Introduction to WebSocket

The WebSocket protocol, RFC 6455, provides a standardized way to establish a full-duplex, two-way communication channel between client and server over a single TCP connection. It is a different TCP protocol from HTTP but is designed to work over HTTP, using ports 80 and 443 and allowing re-use of existing firewall rules.

A WebSocket interaction begins with an HTTP request that uses the HTTP Upgrade header to upgrade or, in this case, to switch to the WebSocket protocol. The following example shows such an interaction:

GET /spring-websocket-portfolio/portfolio HTTP/1.1
Host: localhost:8080
Upgrade: websocket (1)
Connection: Upgrade (2)
Sec-WebSocket-Key: Uc9l9TMkWGbHFD2qnFHltg==
Sec-WebSocket-Protocol: v10.stomp, v11.stomp
Sec-WebSocket-Version: 13
Origin: http://localhost:8080
1 The Upgrade header.
2 Using the Upgrade connection.

Instead of the usual 200 status code, a server with WebSocket support returns output similar to the following:

HTTP/1.1 101 Switching Protocols (1)
Upgrade: websocket
Connection: Upgrade
Sec-WebSocket-Accept: 1qVdfYHU9hPOl4JYYNXF623Gzn0=
Sec-WebSocket-Protocol: v10.stomp
1 Protocol switch

After a successful handshake, the TCP socket underlying the HTTP upgrade request remains open for both the client and the server to continue to send and receive messages.

A complete introduction of how WebSockets work is beyond the scope of this document. See RFC 6455, the WebSocket chapter of HTML5, or any of the many introductions and tutorials on the Web.

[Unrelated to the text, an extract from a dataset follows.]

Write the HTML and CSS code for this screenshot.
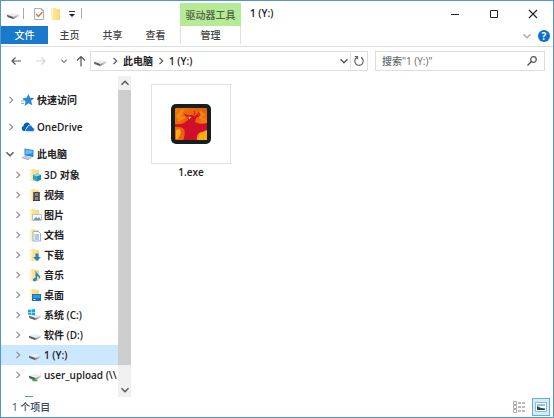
FILE: index.html
```html
<!DOCTYPE html>
<html lang="zh-CN">
<head>
<meta charset="utf-8">
<meta name="viewport" content="width=device-width, initial-scale=1">
<title>1 (Y:)</title>
<link rel="stylesheet" href="styles.css">
</head>
<body>
<svg class="defs" aria-hidden="true">
  <defs>
    <linearGradient id="metal" x1="0" y1="0" x2="1" y2="0"><stop offset="0" stop-color="#858585"/><stop offset=".5" stop-color="#b9bcbe"/><stop offset="1" stop-color="#dadcde"/></linearGradient>
    <linearGradient id="gold" x1="0" y1="0" x2="1" y2="0"><stop offset="0" stop-color="#ffe9a8"/><stop offset="1" stop-color="#f8d775"/></linearGradient>
    <symbol id="chev" viewBox="0 0 8 10"><path d="M2.500 1.800L5.700 5 2.500 8.200" fill="none" stroke="currentColor" stroke-width="1.2"/></symbol>
    <symbol id="down" viewBox="0 0 10 8"><path d="M1.500 2.300L5 5.800l3.500-3.500" fill="none" stroke="currentColor" stroke-width="1.400"/></symbol>
    <symbol id="drive" viewBox="0 0 14 14"><path d="M1 7.500L6.500 6 13 7.300 7.500 10z" fill="#eceeef"/><path d="M1 7.800L7.500 10v2.300L2 10.200Q1 9.600 1 8.800z" fill="#5c5e60"/><path d="M7.500 10L13 7.300v2L7.500 12.300z" fill="url(#metal)"/></symbol>
    <symbol id="folder" viewBox="0 0 14 14"><path d="M2 1h4.500l1 1H11v11H2z" fill="url(#gold)"/><path d="M2 1h2v12H2z" fill="#fff0bd"/></symbol>
  </defs>
</svg>
<div class="window">
  <header class="titlebar">
    <div class="quick">
      <svg class="i14"><use href="#drive"/></svg>
      <span class="sep"></span>
      <button class="plain" aria-label="属性"><svg class="i14" viewBox="0 0 14 14"><path d="M2.500 1.500h7l2 2v9h-9z" fill="#fafcff" stroke="#a4b0bb"/><path d="M9.500 1.500v2h2" fill="none" stroke="#a4b0bb"/><path d="M4.200 7l2.200 2.500L10.500 5" fill="none" stroke="#df7440" stroke-width="1.500"/></svg></button>
      <button class="plain" aria-label="新建文件夹"><svg class="i14"><use href="#folder"/></svg></button>
      <button class="plain more" aria-label="自定义"><svg viewBox="0 0 6 6"><path d="M0 .5h6" stroke="#333"/><path d="M0 3h6L3 6z" fill="#222"/></svg></button>
      <span class="sep"></span>
    </div>
    <div class="context">驱动器工具</div>
    <h1 class="title">1 (Y:)</h1>
    <div class="controls">
      <button class="plain" aria-label="最小化"><svg viewBox="0 0 10 10"><path d="M1 5.500h8" stroke="#222"/></svg></button>
      <button class="plain" aria-label="最大化"><svg viewBox="0 0 10 10"><path d="M1.500 1.500h7v7h-7z" fill="none" stroke="#222"/></svg></button>
      <button class="plain" aria-label="关闭"><svg viewBox="0 0 10 10"><path d="M1 1l8 8M9 1L1 9" stroke="#222" stroke-width="1.100"/></svg></button>
    </div>
  </header>
  <nav class="ribbon">
    <button class="tab file">文件</button>
    <button class="tab">主页</button>
    <button class="tab">共享</button>
    <button class="tab">查看</button>
    <button class="tab manage">管理</button>
    <div class="ribbon-end">
      <button class="plain" aria-label="展开功能区"><svg class="arrow pale" viewBox="0 0 10 8"><use href="#down"/></svg></button>
      <button class="help" aria-label="帮助">?</button>
    </div>
  </nav>
  <div class="toolbar">
    <div class="history">
      <button class="plain" aria-label="后退"><svg viewBox="0 0 12 12"><path d="M11 6H2M5.500 2.500L2 6l3.500 3.500" fill="none" stroke="#555" stroke-width="1.200"/></svg></button>
      <button class="plain" aria-label="前进"><svg viewBox="0 0 12 12"><path d="M1 6h9M6.500 2.500L10 6l-3.500 3.500" fill="none" stroke="#d4d4d4" stroke-width="1.200"/></svg></button>
      <button class="plain recent" aria-label="最近"><svg viewBox="0 0 10 8"><use href="#down"/></svg></button>
      <button class="plain" aria-label="上移"><svg viewBox="0 0 12 12"><path d="M6 11.500V1.500M2 5.500l4-4 4 4" fill="none" stroke="#555" stroke-width="1.200"/></svg></button>
    </div>
    <div class="address">
      <svg class="i14"><use href="#drive"/></svg>
      <svg class="chev dark"><use href="#chev"/></svg>
      <a href="#pc">此电脑</a>
      <svg class="chev dark"><use href="#chev"/></svg>
      <a href="#y">1 (Y:)</a>
      <button class="plain drop" aria-label="地址列表"><svg class="arrow" viewBox="0 0 10 8"><use href="#down"/></svg></button>
      <button class="plain refresh" aria-label="刷新"><svg class="i12" viewBox="0 0 12 12"><path d="M4 2.400A4.200 4.200 0 1 0 8 2.400M1.800 1.500h2.700v2.700" fill="none" stroke="#666" stroke-width="1.200"/></svg></button>
    </div>
    <label class="search">
      <input type="text" placeholder='搜索"1 (Y:)"' aria-label="搜索">
      <svg class="i12" viewBox="0 0 12 12"><circle cx="7.500" cy="4.500" r="2.800" fill="none" stroke="#555" stroke-width="1.200"/><path d="M5.400 6.600L1.500 10.500" stroke="#555" stroke-width="1.400"/></svg>
    </label>
  </div>
  <main class="body">
    <aside class="side">
      <ul class="tree">
        <li class="row root"><svg class="chev"><use href="#chev"/></svg><svg class="i14" viewBox="0 0 14 14"><path d="M7.500 1l1.600 3.700 4.200.2-3.200 2.800 1.200 4.500-3.800-2L3.600 13l1-4.600L1 5.500l4.600-.7z" fill="#2688d8"/><path d="M0 8h3M0 10.500h3" stroke="#79b9eb"/></svg><span>快速访问</span></li>
        <li class="row root"><svg class="chev"><use href="#chev"/></svg><svg class="i14" viewBox="0 0 14 14"><path d="M1 9.500Q0 7 2.500 6 3 2.500 6 2.500 8.500 2.500 9 4.500L5 8v3H3Q1.500 11 1 9.500z" fill="#0a5fb8"/><path d="M5 11.500Q3.500 9 6 8 6.500 5 9 5 11.500 5 11.700 7.500 14 8 13.500 10 13 11.500 11.500 11.500z" fill="#1272cc" stroke="#fff" stroke-width=".6"/></svg><span>OneDrive</span></li>
        <li class="row root open"><svg class="arrow"><use href="#down"/></svg><svg class="i14" viewBox="0 0 14 14"><path d="M3.500 1.500l9 1.500v7l-9-1.600z" fill="#2788d5"/><path d="M4.500 2.600l7 1.200v2.500L4.500 7.500z" fill="#6abdf0"/><path d="M1 10l4-1.300 7 2-4 1.800z" fill="#c2cbd2"/><path d="M1 10l7 2.500v.8L1 11z" fill="#8e9ba6"/></svg><span>此电脑</span></li>
        <li class="row"><svg class="chev"><use href="#chev"/></svg><svg class="i14" viewBox="0 0 14 14"><use href="#folder"/><path d="M5 7l4-1.500L13 7v4.500L9 13.500 5 11.500z" fill="#24a7c5"/><path d="M5 7l4 1.500L13 7 9 5.500z" fill="#86def0"/><path d="M9 8.500v5l4-2V7z" fill="#168eae"/></svg><span>3D 对象</span></li>
        <li class="row"><svg class="chev"><use href="#chev"/></svg><svg class="i14" viewBox="0 0 14 14"><use href="#folder"/><path d="M5 4h7v9H5z" fill="#3e3e40"/><path d="M7 5h3v3H7zM7 9h3v3H7z" fill="#8b8589"/><path d="M5.800 4.500v8M11.200 4.500v8" stroke="#ddd" stroke-width=".8" stroke-dasharray="1 1"/></svg><span>视频</span></li>
        <li class="row"><svg class="chev"><use href="#chev"/></svg><svg class="i14" viewBox="0 0 14 14"><use href="#folder"/><path d="M4.500 6.500h9v6h-9z" fill="#f4f8fc" stroke="#a8bac9" stroke-width=".8"/><path d="M5 12l3-3 1.500 1.500L11 9l2 3z" fill="#7993ac"/></svg><span>图片</span></li>
        <li class="row"><svg class="chev"><use href="#chev"/></svg><svg class="i14" viewBox="0 0 14 14"><use href="#folder"/><path d="M5 3.500h5.500l2 2V13H5z" fill="#f7fbff" stroke="#8babc5" stroke-width=".9"/><path d="M6.500 7h4.500M6.500 9h4.500M6.500 11h4.500" stroke="#6b9cc5"/></svg><span>文档</span></li>
        <li class="row"><svg class="chev"><use href="#chev"/></svg><svg class="i14" viewBox="0 0 14 14"><use href="#folder"/><path d="M7.500 5.500h3V9H13l-4 4-4-4h2.500z" fill="#2582c9"/></svg><span>下载</span></li>
        <li class="row"><svg class="chev"><use href="#chev"/></svg><svg class="i14" viewBox="0 0 14 14"><use href="#folder"/><path d="M8 3q.5 2.500 3 4 2 1.700.5 4.500.3-2.500-2.500-3.500v3Q8.500 13.500 6.500 13.500 4.500 13 5 11.300 6 9.800 7.500 10V3z" fill="#1688d7"/></svg><span>音乐</span></li>
        <li class="row"><svg class="chev"><use href="#chev"/></svg><svg class="i14" viewBox="0 0 14 14"><use href="#folder"/><path d="M4 6h9v7H4z" fill="#1673bb"/><path d="M5 7h7v3H5z" fill="#2d9be2"/><path d="M5.500 11.500h2" stroke="#fff"/></svg><span>桌面</span></li>
        <li class="row"><svg class="chev"><use href="#chev"/></svg><svg class="i14" viewBox="0 0 14 14"><use href="#drive"/><path d="M0 2l3-.5V4H0zM3.500 1.400L7 1v3H3.500zM0 4.500h3V7l-3-.4zM3.500 4.500H7v3l-3.500-.4z" fill="#15a8df"/></svg><span>系统 (C:)</span></li>
        <li class="row"><svg class="chev"><use href="#chev"/></svg><svg class="i14"><use href="#drive"/></svg><span>软件 (D:)</span></li>
        <li class="row selected"><svg class="chev"><use href="#chev"/></svg><svg class="i14"><use href="#drive"/></svg><span>1 (Y:)</span></li>
        <li class="row"><svg class="chev"><use href="#chev"/></svg><svg class="i14" viewBox="0 0 14 14"><use href="#drive"/><path d="M1 8l5 2 .5 2.500L2 10.500z" fill="#287b38"/><path d="M4.500 12.500h5M7 11v2" stroke="#44a353" stroke-width="1.500"/></svg><span>user_upload (\\</span></li>
        <li class="row root network" aria-label="网络"><svg class="chev"><use href="#chev"/></svg><svg class="i14" viewBox="0 0 14 14"><path d="M4 1h8v7H4z" fill="#4b9cc8"/><circle cx="4" cy="8" r="3" fill="#327aa8"/></svg></li>
      </ul>
      <div class="scroll">
        <button class="plain" aria-label="向上滚动"><svg class="arrow up"><use href="#down"/></svg></button>
        <div class="thumb"></div>
        <button class="plain" aria-label="向下滚动"><svg class="arrow"><use href="#down"/></svg></button>
      </div>
    </aside>
    <section class="files">
      <figure class="item">
        <div class="preview">
          <svg viewBox="0 0 40 40">
            <defs><linearGradient id="fire" x1="0" y1="0" x2="1" y2="1"><stop offset="0" stop-color="#ef780d"/><stop offset=".5" stop-color="#e95c08"/><stop offset="1" stop-color="#ffb312"/></linearGradient></defs>
            <rect width="40" height="40" rx="5" fill="#14201f"/>
            <rect x="4" y="4" width="32" height="32" rx="1" fill="url(#fire)"/>
            <path d="M5 12l5-6 4-1-4 7 5 1-7 5zM29 6l6 5-4 1 3 5-6-3z" fill="#f89a1b" opacity=".6"/>
            <path d="M4 20q5 1 9-1l4-3q-1-2 0-3-3 0-4-4 3 3 7 2 2 0 3 1 4-1 4-4 2 4-2 6l-1 4q4 3 12 1v9q-5-1-8 1-3 3-2 7H12q3-7 1-11-3-3-9-2z" fill="#cf0f2b"/>
            <path d="M17.500 12.500l.5 3 2.500-2.500z" fill="#ffd26b"/>
            <path d="M27 8q4 3 0 5M23 7q2 2 0 4" fill="none" stroke="#cb1b18"/>
            <path d="M5 26l4-1 1 4-3 6H5zM29 29l7-3v10h-9z" fill="#fcaa14"/>
          </svg>
        </div>
        <figcaption>1.exe</figcaption>
      </figure>
    </section>
  </main>
  <footer class="status">
    <span>1 个项目</span>
    <div class="views">
      <button class="plain" aria-label="详细信息"><svg class="i14" viewBox="0 0 14 14"><path d="M1.500 1.500h3v3h-3zM1.500 5.500h3v3h-3zM1.500 9.500h3v3h-3z" fill="#fff" stroke="#999" stroke-width=".8"/><path d="M6 3h7M6 7h7M6 11h7" stroke="#777" stroke-dasharray="3 1"/></svg></button>
      <button class="plain active" aria-label="大图标"><svg class="i14" viewBox="0 0 14 14"><path d="M1.500 2.500h11v9h-11z" fill="#fff" stroke="#a7b5bf"/><path d="M3 4h8v2H3z" fill="#8bc4ef"/><path d="M3 6l4 2 4 .5V10H3z" fill="#1c4965"/></svg></button>
    </div>
  </footer>
</div>
</body>
</html>
```
FILE: styles.css
```css
* { box-sizing: border-box; }
body { margin: 0; font: 500 10px/16px "Open Sans", "Noto Sans CJK SC", sans-serif; color: #222; }
svg { display: block; flex: none; }
button { font: inherit; color: inherit; border: 0; padding: 0; }
.defs { position: absolute; width: 0; height: 0; }
.window { height: 100vh; display: flex; flex-direction: column; border: 1px solid #5595cd; background: #fff; }
.plain { display: flex; align-items: center; justify-content: center; background: none; }
.i14 { width: 14px; height: 14px; }
.i12 { width: 12px; height: 12px; }
.chev { width: 8px; height: 10px; color: #929292; }
.chev.dark { color: #555; }
.arrow { width: 10px; height: 8px; color: #555; }
.arrow.pale { color: #aaa; }
.arrow.up { transform: rotate(180deg); }

.titlebar { flex: none; display: flex; height: 25px; }
.quick { display: flex; align-items: center; width: 179px; padding-left: 5px; gap: 3px; }
.sep { width: 1px; height: 11px; background: #aaa; }
.sep + .plain { margin-left: 5px; }
.more { width: 12px; }
.more svg { width: 6px; height: 6px; }
.context { width: 61px; margin-top: 2px; background: #b7ea96; color: #4d6144; text-align: center; line-height: 24px; }
.title { margin: 0; padding-left: 9px; font-size: 10px; font-weight: 600; line-height: 25px; }
.controls { display: flex; margin-left: auto; padding-right: 1px; }
.controls .plain { width: 39px; }
.controls svg { width: 10px; height: 10px; }

.ribbon { flex: none; display: flex; height: 21px; border-bottom: 1px solid #dcdcdc; }
.tab { width: 43px; height: 18px; background: none; color: #444; }
.tab.file { width: 47px; background: #1979ca; color: #fff; }
.tab.manage { width: 61px; margin-left: 3px; border: solid #e0e0e0; border-width: 0 1px; }
.ribbon-end { display: flex; align-items: center; margin-left: auto; padding-right: 3px; gap: 6px; }
.help { width: 12px; height: 12px; border-radius: 50%; background: #0b72cc; color: #fff; font-weight: 700; line-height: 12px; }

.toolbar { flex: none; display: flex; padding: 4px 8px 5px 9px; }
.history { display: flex; align-items: center; width: 80px; gap: 13px; }
.history svg { width: 12px; height: 12px; }
.history .recent { width: 8px; margin-right: -6px; color: #777; }
.history .recent svg { width: 8px; height: 8px; }
.address { flex: 1; display: flex; align-items: center; height: 20px; padding-left: 2px; gap: 4px; border: 1px solid #ddd; font-weight: 600; }
.address a { color: #222; text-decoration: none; }
.drop { margin-left: auto; }
.refresh { width: 17px; height: 18px; margin-left: -3px; border-left: 1px solid #e4e4e4; }
.search { display: flex; align-items: center; width: 170px; height: 20px; margin-left: 7px; padding: 0 6px; border: 1px solid #ddd; }
.search input { flex: 1; min-width: 0; border: 0; padding: 0; font: inherit; background: none; outline: 0; }
.search input::placeholder { color: #666; opacity: 1; }

.body { flex: 1; min-height: 0; display: flex; }
.side { display: flex; width: 130px; }
.tree { flex: 1; min-width: 0; margin: 0; padding: 14px 0 0; list-style: none; overflow: hidden; font-weight: 600; }
.row { display: flex; align-items: center; height: 20px; padding-left: 13px; white-space: nowrap; }
.row .i14 { margin: 0 2px 0 6px; }
.row.root { padding-left: 6px; margin-bottom: 7px; }
.row.root.open { padding-left: 4px; margin-bottom: 1px; }
.row.root.network { margin-top: 7px; }
.row.selected { background: #cce8ff; }
.scroll { display: flex; flex-direction: column; width: 13px; background: #f0f0f0; }
.scroll .plain { height: 14px; }
.thumb { flex: 1; margin-bottom: 18px; background: #cdcdcd; }
.files { flex: 1; padding: 8px 20px; }
.item { width: 80px; margin: 0; text-align: center; font-weight: 600; }
.preview { display: flex; align-items: center; justify-content: center; height: 80px; border: 1px solid #e2e2e2; }
.preview svg { width: 40px; height: 40px; }
.status { flex: none; display: flex; align-items: center; justify-content: space-between; height: 20px; padding: 0 3px 0 11px; color: #344565; }
.views { display: flex; gap: 4px; }
.views .plain { width: 18px; height: 18px; }
.views .active { border: 1px solid #64addd; background: #d2edfa; }
```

Note that, if a WebSocket server is running behind a web server (e.g. nginx), you likely need to configure it to pass WebSocket upgrade requests on to the WebSocket server. Likewise, if the application runs in a cloud environment, check the instructions of the cloud provider related to WebSocket support.

HTTP Versus WebSocket

Even though WebSocket is designed to be HTTP-compatible and starts with an HTTP request, it is important to understand that the two protocols lead to very different architectures and application programming models.

In HTTP and REST, an application is modeled as many URLs. To interact with the application, clients access those URLs, request-response style. Servers route requests to the appropriate handler based on the HTTP URL, method, and headers.

By contrast, in WebSockets, there is usually only one URL for the initial connect. Subsequently, all application messages flow on that same TCP connection. This points to an entirely different asynchronous, event-driven, messaging architecture.

WebSocket is also a low-level transport protocol, which, unlike HTTP, does not prescribe any semantics to the content of messages. That means that there is no way to route or process a message unless the client and the server agree on message semantics.

WebSocket clients and servers can negotiate the use of a higher-level, messaging protocol (for example, STOMP), through the Sec-WebSocket-Protocol header on the HTTP handshake request. In the absence of that, they need to come up with their own conventions.

When to Use WebSockets

WebSockets can make a web page be dynamic and interactive. However, in many cases, a combination of Ajax and HTTP streaming or long polling can provide a simple and effective solution.

For example, news, mail, and social feeds need to update dynamically, but it may be perfectly okay to do so every few minutes. Collaboration, games, and financial apps, on the other hand, need to be much closer to real-time.

Latency alone is not a deciding factor. If the volume of messages is relatively low (for example, monitoring network failures) HTTP streaming or polling can provide an effective solution. It is the combination of low latency, high frequency, and high volume that make the best case for the use of WebSocket.

Keep in mind also that over the Internet, restrictive proxies that are outside of your control may preclude WebSocket interactions, either because they are not configured to pass on the Upgrade header or because they close long-lived connections that appear idle. This means that the use of WebSocket for internal applications within the firewall is a more straightforward decision than it is for public facing applications.